Immunoassays are biomedical diagnostic tests that help to detect the presence of macromolecules such as proteins, hormones, etc. (and even measure their quantity) in a sample of biochemical interest by making use of the specific antibody-antigen binding reaction. The antigen(s) to be quantified are called analyte(s). Best immunoassays are those that are highly sensitive to their specific analytes. Immunoassays can be used to detect infectious and autoimmune diseases. Immunoassays can be of the following types, depending upon the reagents used:
Enzyme Immunoassays (EIA): These immunoassays make use of certain enzymes.
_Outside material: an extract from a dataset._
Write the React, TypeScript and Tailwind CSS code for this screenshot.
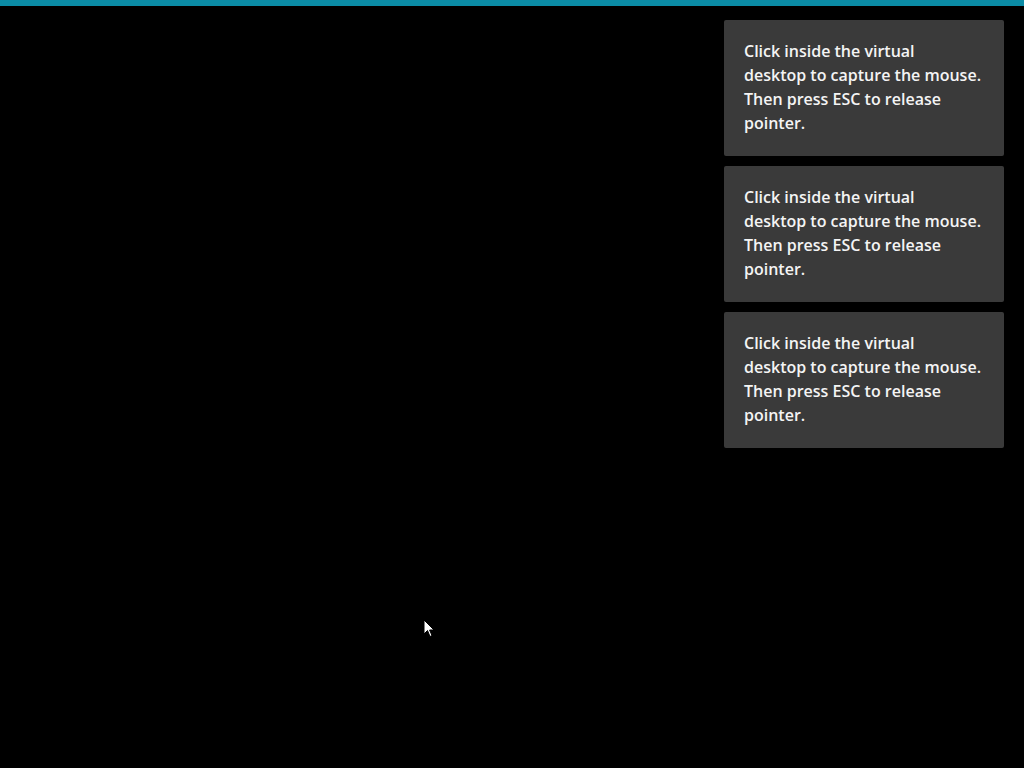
import React from 'react';

const LINES = [
  'Click inside the virtual',
  'desktop to capture the mouse.',
  'Then press ESC to release',
  'pointer.',
];

const Toast: React.FC<{ lines: string[] }> = ({ lines }) => (
  <div className="w-[280px] rounded-[2px] bg-[#3a3a3a] px-5 pt-[19px] pb-[21px] text-[16px] font-semibold leading-6 text-[#f4f4f4]">
    {lines.map((line, i) => (
      <div key={i} className="whitespace-nowrap">
        {line}
      </div>
    ))}
  </div>
);

export default function App() {
  return (
    <div
      className="relative flex h-[768px] w-[1024px] flex-col overflow-hidden bg-black"
      style={{ fontFamily: '"Open Sans", "DejaVu Sans", sans-serif' }}
    >
      {/* Top accent bar */}
      <div className="h-[6px] w-full bg-[#0b8ca6]" />

      {/* Notifications */}
      <div className="flex flex-col items-end gap-[10px] pr-5 pt-[14px]">
        {[0, 1, 2].map((i) => (
          <Toast key={i} lines={LINES} />
        ))}
      </div>

      {/* Mouse pointer */}
      <svg
        className="absolute left-[423px] top-[619px]"
        width="12"
        height="19"
        viewBox="0 0 12 19"
      >
        <path d="M1 1 L1 15 L4.5 11.5 L7 17.5 L9 16.6 L6.6 11 L11 11 Z" fill="#ffffff" stroke="#000000" strokeWidth="1" />
      </svg>
    </div>
  );
}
They are also called as Enzyme-lined immunosorbent assays, popularly called as ELISA.
Radioimmunoassay (RIA): These immunoassays use radioactive isotopes.
Fluoroimmunoassay (FIA): These immunoassays use fluorescent materials.
Chemiluminescent immunoassay (CLIA): These immunoassays use chemiluminescent materials.
Counting Immunoassay (CIA): These immunoassays employ particle-counting technique.
The reagents can be labeled as well as unlabelled. In case of the labelled ones, immunoassays can be classified as homogenous and heterogeneous. Heterogeneous immunoassays can be classified as "competitive" (when the analyte has to compete with the labeled antigen for binding with the antibody in the immunoassay) and "non-competitive" immunoassays (when the analye first gets bound to the antibody to which the labeled antigen gets bound afterwards).